I do not use the spray on the cotton instead I use a coating liquid. So now I can transfer a sublime on cotton.
Please visit my blog sublimation on cotton etc
TX


----------



## myrddyn (Sep 26, 2008)

cablelogger said:


> where can I find pony coat clear


I just found this thread and did a search for it. Here is the url.
Pony Coat Dye Sublimation Coating for Textiles and Hard Surfaces, Heat Transfer, Dye Sublimation - Heat Transfer, Dye Sublimation and Engraving Equipment & Supplies Source


----------



## Ken Styles (Mar 16, 2006)

I tried it and it doesn't work that great...plus leave yellow staining everywhere.

you're better of just getting 100% poly tees. It's cleaner and looks way better in the long run


----------



## DebbieC (Sep 22, 2009)

I recently tried “Goose Juice” (a product said to enable printing on 100% cotton) All I can say is what a fiasco!! I would very strongly warn anyone who’s remotely interested, to steer clear of this product! Not only didn’t the product work to enable sublimation on cotton, the biggest complaint I have with it came before even attempting to sublimate. The product itself left the fabric very stiff and scratchy (negating the whole point of sublimating in the first place). Given that the product needs to dry for 12 hours I sprayed all my substrates ahead of time including some sample fabric swatches I planned to experiment on to work out issues with time, pressure and heat settings. I basically ruined all the substrates I planned on sublimating before even attempting to print.
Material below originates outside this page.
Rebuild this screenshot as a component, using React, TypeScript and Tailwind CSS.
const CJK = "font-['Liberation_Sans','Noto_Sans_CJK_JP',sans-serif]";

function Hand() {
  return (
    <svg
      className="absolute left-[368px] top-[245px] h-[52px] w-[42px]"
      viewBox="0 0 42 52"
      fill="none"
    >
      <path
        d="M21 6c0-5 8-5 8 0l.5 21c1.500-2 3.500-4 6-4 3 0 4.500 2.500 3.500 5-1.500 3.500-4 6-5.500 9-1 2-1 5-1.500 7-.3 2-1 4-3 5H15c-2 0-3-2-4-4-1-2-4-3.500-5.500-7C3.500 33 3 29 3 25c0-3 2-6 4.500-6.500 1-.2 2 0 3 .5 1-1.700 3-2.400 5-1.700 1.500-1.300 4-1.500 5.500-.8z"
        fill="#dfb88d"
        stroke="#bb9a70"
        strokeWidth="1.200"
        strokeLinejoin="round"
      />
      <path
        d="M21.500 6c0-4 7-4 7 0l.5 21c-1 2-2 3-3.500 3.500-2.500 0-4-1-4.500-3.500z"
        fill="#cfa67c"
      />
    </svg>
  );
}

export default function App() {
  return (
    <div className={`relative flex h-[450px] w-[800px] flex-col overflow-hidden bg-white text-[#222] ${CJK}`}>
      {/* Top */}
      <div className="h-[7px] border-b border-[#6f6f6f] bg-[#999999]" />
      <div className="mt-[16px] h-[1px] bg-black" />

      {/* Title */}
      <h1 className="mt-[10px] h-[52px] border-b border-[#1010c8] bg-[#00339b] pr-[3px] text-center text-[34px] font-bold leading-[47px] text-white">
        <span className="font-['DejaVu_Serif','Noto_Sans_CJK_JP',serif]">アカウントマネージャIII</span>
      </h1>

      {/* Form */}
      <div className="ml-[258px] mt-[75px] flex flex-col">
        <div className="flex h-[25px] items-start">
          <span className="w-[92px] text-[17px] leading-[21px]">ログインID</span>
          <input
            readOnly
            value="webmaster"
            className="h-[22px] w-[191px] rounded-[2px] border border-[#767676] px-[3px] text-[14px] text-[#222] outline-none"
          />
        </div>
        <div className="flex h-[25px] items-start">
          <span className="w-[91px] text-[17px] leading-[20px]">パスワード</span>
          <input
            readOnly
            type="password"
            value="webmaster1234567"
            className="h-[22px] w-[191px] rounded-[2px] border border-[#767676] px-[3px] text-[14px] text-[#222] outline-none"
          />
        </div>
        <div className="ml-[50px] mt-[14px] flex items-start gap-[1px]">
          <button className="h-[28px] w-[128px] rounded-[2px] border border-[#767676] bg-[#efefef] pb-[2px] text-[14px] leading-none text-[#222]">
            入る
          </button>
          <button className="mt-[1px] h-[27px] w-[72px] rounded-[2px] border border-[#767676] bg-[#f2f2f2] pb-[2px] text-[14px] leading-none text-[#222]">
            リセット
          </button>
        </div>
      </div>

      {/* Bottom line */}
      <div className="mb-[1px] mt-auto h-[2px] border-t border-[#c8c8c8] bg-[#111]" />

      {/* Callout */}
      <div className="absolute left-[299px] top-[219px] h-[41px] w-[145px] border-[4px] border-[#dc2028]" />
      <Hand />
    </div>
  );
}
I won’t bore you or bog you down with the details of our many interactions (though happy to if you care to hear them) but I will just say that the company owner was extremely unhelpful, and very unprofessional in hearing my complaints. There is a warning on the instruction sheet to test on samples for settings and times, clearly speaking to potential problems when printing, not in preparing the substrates ahead of time.
I’d like to pass this information on in hopes of saving other sublimation printers the difficulty, frustration and expense I encountered. There may very well be other products out there to help with sublimating on cotton but beware of Goose Juice.


----------



## PromisedPassion (Sep 24, 2009)

Hello, was wondering how the pony coat clear works on tile. Did you get a chance to try it out ?


----------



## DebbieC (Sep 22, 2009)

No, sorry, haven't tried Pony Coat but would love to hear how it works for you if you do. Conde sells tiles that are coated and ready for sublimation - many different sizes. You might want to go directly to them and avoid the mess and possible issues with uneven coating, etc. I don't do much with tiles but when I got a new printer I did run some color charts (so I can match PMS colors when I print ceramic mugs) on some of their very large ceramic tiles and they sublimated very nicely.


----------



## PromisedPassion (Sep 24, 2009)

Thanks, im new to all this & am wanting to do coffer mugs, tiles & such & just found out that i have to get a sub printer, mug press, & dont know what else yet. If you could give me some info i would so appreciate it. I just dont know what to get & am scared of spending lots of money & finding out the hard way to do this stuff.


----------



## DebbieC (Sep 22, 2009)

I'd definitely suggest starting out talking to Conde Systems. They sell blanks as well as inks and printers...all the supplies you'll need. My mug press is from George Knight and it's lasted me for over 10 years now and seems to be still going strong (knock on wood). Another good source for blanks is Imprints USA, though they're not quite as full service as Conde. I used to run an Epson 3000 with Sawgrass inks but my printer died a couple of months ago and I decided to try a less expensive route to carry us through this economic crunch time. I'm currently running one of the Gel ink printers which we bought from Conde and I have to say I'm very surprised by the quality and it's super, super fast!! 
Hope this helps. Good luck!


----------



## madcat (Sep 25, 2009)

Does the spray everyone is talking about work on Mugs?


----------



## PromisedPassion (Sep 24, 2009)

How do you print on mugs with a regular printer ? That is what im trying to figure out is if i am going to have to get a sub printer. I heard that is the only way to do mugs,tiles & such. If you do shirts what printer & paper do you use ?


----------



## suomaf (Jan 7, 2009)

Hey guys,

Let me preface this by saying I am not working for or advertising this company, it is just something that popped into my mail box and I thought that I should share. I do not know how effective it is or even if it works but if it does, its interesting for sure.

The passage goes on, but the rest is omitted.